> _Request_: Write the data out again exactly, dropping any images it holds.

BEGIN Data section

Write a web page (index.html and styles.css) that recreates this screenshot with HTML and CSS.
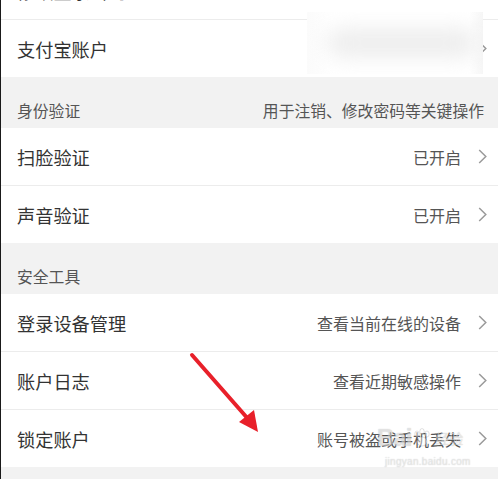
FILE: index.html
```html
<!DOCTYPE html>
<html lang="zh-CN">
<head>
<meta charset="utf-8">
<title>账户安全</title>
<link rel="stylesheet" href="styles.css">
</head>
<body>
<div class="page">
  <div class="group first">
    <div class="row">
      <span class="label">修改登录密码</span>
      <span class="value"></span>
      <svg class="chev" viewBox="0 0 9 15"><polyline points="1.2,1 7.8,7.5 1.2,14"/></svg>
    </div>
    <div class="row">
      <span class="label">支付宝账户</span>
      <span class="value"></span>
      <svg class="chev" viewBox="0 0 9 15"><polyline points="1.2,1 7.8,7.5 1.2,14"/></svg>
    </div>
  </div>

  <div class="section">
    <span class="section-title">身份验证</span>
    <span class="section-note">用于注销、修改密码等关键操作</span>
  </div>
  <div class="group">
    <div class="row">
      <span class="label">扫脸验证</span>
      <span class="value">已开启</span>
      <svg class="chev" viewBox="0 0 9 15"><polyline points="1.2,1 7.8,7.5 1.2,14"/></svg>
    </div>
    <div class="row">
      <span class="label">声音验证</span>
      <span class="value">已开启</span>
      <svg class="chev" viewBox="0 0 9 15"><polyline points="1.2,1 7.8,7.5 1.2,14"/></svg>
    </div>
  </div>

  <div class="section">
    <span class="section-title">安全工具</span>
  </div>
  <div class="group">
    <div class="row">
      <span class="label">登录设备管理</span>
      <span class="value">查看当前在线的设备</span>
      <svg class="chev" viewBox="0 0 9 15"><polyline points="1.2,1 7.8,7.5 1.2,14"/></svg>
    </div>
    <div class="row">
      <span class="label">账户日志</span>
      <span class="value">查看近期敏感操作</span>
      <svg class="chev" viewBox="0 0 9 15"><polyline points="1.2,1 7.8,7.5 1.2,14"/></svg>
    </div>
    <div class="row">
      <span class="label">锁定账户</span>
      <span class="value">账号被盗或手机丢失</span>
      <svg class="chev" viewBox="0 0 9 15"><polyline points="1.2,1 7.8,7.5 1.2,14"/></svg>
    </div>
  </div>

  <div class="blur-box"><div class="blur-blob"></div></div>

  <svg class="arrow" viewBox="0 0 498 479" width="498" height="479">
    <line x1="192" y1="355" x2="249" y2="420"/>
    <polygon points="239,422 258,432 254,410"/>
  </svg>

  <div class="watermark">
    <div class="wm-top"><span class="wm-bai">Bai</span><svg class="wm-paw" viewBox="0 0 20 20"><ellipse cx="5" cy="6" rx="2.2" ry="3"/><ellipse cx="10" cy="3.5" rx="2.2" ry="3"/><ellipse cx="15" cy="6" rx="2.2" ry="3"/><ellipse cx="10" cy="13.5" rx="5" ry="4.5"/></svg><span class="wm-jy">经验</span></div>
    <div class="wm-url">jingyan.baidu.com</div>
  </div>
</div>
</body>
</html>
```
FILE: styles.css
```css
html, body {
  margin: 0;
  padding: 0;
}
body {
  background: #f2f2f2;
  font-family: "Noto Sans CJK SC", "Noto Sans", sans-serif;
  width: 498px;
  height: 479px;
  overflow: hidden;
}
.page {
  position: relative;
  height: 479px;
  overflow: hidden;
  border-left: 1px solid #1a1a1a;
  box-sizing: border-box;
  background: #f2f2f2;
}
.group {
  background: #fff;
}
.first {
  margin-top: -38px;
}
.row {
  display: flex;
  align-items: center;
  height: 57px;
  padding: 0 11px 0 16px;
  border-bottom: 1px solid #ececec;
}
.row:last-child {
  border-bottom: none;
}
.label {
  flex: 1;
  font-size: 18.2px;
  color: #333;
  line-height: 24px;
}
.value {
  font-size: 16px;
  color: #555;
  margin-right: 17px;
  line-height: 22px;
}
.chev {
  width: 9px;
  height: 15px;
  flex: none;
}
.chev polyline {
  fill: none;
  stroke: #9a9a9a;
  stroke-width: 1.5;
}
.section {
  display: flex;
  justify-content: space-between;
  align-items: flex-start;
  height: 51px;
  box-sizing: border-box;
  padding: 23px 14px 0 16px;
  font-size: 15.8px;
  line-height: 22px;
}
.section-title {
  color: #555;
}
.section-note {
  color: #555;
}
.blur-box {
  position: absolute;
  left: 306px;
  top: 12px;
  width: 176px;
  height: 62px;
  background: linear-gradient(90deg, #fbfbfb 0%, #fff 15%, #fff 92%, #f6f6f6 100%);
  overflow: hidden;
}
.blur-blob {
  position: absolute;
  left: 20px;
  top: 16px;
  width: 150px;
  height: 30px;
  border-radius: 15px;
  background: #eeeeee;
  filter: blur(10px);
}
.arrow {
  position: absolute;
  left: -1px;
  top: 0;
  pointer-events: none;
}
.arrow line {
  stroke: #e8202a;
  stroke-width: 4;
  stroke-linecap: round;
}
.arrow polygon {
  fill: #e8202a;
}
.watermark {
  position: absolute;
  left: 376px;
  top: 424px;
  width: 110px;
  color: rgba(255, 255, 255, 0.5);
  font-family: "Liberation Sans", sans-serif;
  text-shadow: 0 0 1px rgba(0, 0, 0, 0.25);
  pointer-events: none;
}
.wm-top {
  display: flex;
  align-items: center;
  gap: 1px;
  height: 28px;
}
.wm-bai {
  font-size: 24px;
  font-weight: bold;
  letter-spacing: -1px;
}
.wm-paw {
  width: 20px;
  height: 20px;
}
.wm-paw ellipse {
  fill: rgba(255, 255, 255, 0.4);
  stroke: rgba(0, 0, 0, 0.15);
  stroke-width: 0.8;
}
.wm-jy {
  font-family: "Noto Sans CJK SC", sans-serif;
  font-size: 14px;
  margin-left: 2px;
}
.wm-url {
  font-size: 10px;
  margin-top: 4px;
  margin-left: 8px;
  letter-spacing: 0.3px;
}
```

END Data section

> _Response_:
Write a web page (index.html and styles.css) that recreates this screenshot with HTML and CSS.
FILE: index.html
```html
<!DOCTYPE html>
<html lang="zh-CN">
<head>
<meta charset="utf-8">
<title>账户安全</title>
<link rel="stylesheet" href="styles.css">
</head>
<body>
<div class="page">
  <div class="group first">
    <div class="row">
      <span class="label">修改登录密码</span>
      <span class="value"></span>
      <svg class="chev" viewBox="0 0 9 15"><polyline points="1.2,1 7.8,7.5 1.2,14"/></svg>
    </div>
    <div class="row">
      <span class="label">支付宝账户</span>
      <span class="value"></span>
      <svg class="chev" viewBox="0 0 9 15"><polyline points="1.2,1 7.8,7.5 1.2,14"/></svg>
    </div>
  </div>

  <div class="section">
    <span class="section-title">身份验证</span>
    <span class="section-note">用于注销、修改密码等关键操作</span>
  </div>
  <div class="group">
    <div class="row">
      <span class="label">扫脸验证</span>
      <span class="value">已开启</span>
      <svg class="chev" viewBox="0 0 9 15"><polyline points="1.2,1 7.8,7.5 1.2,14"/></svg>
    </div>
    <div class="row">
      <span class="label">声音验证</span>
      <span class="value">已开启</span>
      <svg class="chev" viewBox="0 0 9 15"><polyline points="1.2,1 7.8,7.5 1.2,14"/></svg>
    </div>
  </div>

  <div class="section">
    <span class="section-title">安全工具</span>
  </div>
  <div class="group">
    <div class="row">
      <span class="label">登录设备管理</span>
      <span class="value">查看当前在线的设备</span>
      <svg class="chev" viewBox="0 0 9 15"><polyline points="1.2,1 7.8,7.5 1.2,14"/></svg>
    </div>
    <div class="row">
      <span class="label">账户日志</span>
      <span class="value">查看近期敏感操作</span>
      <svg class="chev" viewBox="0 0 9 15"><polyline points="1.2,1 7.8,7.5 1.2,14"/></svg>
    </div>
    <div class="row">
      <span class="label">锁定账户</span>
      <span class="value">账号被盗或手机丢失</span>
      <svg class="chev" viewBox="0 0 9 15"><polyline points="1.2,1 7.8,7.5 1.2,14"/></svg>
    </div>
  </div>

  <div class="blur-box"><div class="blur-blob"></div></div>

  <svg class="arrow" viewBox="0 0 498 479" width="498" height="479">
    <line x1="192" y1="355" x2="249" y2="420"/>
    <polygon points="239,422 258,432 254,410"/>
  </svg>

  <div class="watermark">
    <div class="wm-top"><span class="wm-bai">Bai</span><svg class="wm-paw" viewBox="0 0 20 20"><ellipse cx="5" cy="6" rx="2.2" ry="3"/><ellipse cx="10" cy="3.5" rx="2.2" ry="3"/><ellipse cx="15" cy="6" rx="2.2" ry="3"/><ellipse cx="10" cy="13.5" rx="5" ry="4.5"/></svg><span class="wm-jy">经验</span></div>
    <div class="wm-url">jingyan.baidu.com</div>
  </div>
</div>
</body>
</html>
```
FILE: styles.css
```css
html, body {
  margin: 0;
  padding: 0;
}
body {
  background: #f2f2f2;
  font-family: "Noto Sans CJK SC", "Noto Sans", sans-serif;
  width: 498px;
  height: 479px;
  overflow: hidden;
}
.page {
  position: relative;
  height: 479px;
  overflow: hidden;
  border-left: 1px solid #1a1a1a;
  box-sizing: border-box;
  background: #f2f2f2;
}
.group {
  background: #fff;
}
.first {
  margin-top: -38px;
}
.row {
  display: flex;
  align-items: center;
  height: 57px;
  padding: 0 11px 0 16px;
  border-bottom: 1px solid #ececec;
}
.row:last-child {
  border-bottom: none;
}
.label {
  flex: 1;
  font-size: 18.2px;
  color: #333;
  line-height: 24px;
}
.value {
  font-size: 16px;
  color: #555;
  margin-right: 17px;
  line-height: 22px;
}
.chev {
  width: 9px;
  height: 15px;
  flex: none;
}
.chev polyline {
  fill: none;
  stroke: #9a9a9a;
  stroke-width: 1.5;
}
.section {
  display: flex;
  justify-content: space-between;
  align-items: flex-start;
  height: 51px;
  box-sizing: border-box;
  padding: 23px 14px 0 16px;
  font-size: 15.8px;
  line-height: 22px;
}
.section-title {
  color: #555;
}
.section-note {
  color: #555;
}
.blur-box {
  position: absolute;
  left: 306px;
  top: 12px;
  width: 176px;
  height: 62px;
  background: linear-gradient(90deg, #fbfbfb 0%, #fff 15%, #fff 92%, #f6f6f6 100%);
  overflow: hidden;
}
.blur-blob {
  position: absolute;
  left: 20px;
  top: 16px;
  width: 150px;
  height: 30px;
  border-radius: 15px;
  background: #eeeeee;
  filter: blur(10px);
}
.arrow {
  position: absolute;
  left: -1px;
  top: 0;
  pointer-events: none;
}
.arrow line {
  stroke: #e8202a;
  stroke-width: 4;
  stroke-linecap: round;
}
.arrow polygon {
  fill: #e8202a;
}
.watermark {
  position: absolute;
  left: 376px;
  top: 424px;
  width: 110px;
  color: rgba(255, 255, 255, 0.5);
  font-family: "Liberation Sans", sans-serif;
  text-shadow: 0 0 1px rgba(0, 0, 0, 0.25);
  pointer-events: none;
}
.wm-top {
  display: flex;
  align-items: center;
  gap: 1px;
  height: 28px;
}
.wm-bai {
  font-size: 24px;
  font-weight: bold;
  letter-spacing: -1px;
}
.wm-paw {
  width: 20px;
  height: 20px;
}
.wm-paw ellipse {
  fill: rgba(255, 255, 255, 0.4);
  stroke: rgba(0, 0, 0, 0.15);
  stroke-width: 0.8;
}
.wm-jy {
  font-family: "Noto Sans CJK SC", sans-serif;
  font-size: 14px;
  margin-left: 2px;
}
.wm-url {
  font-size: 10px;
  margin-top: 4px;
  margin-left: 8px;
  letter-spacing: 0.3px;
}
```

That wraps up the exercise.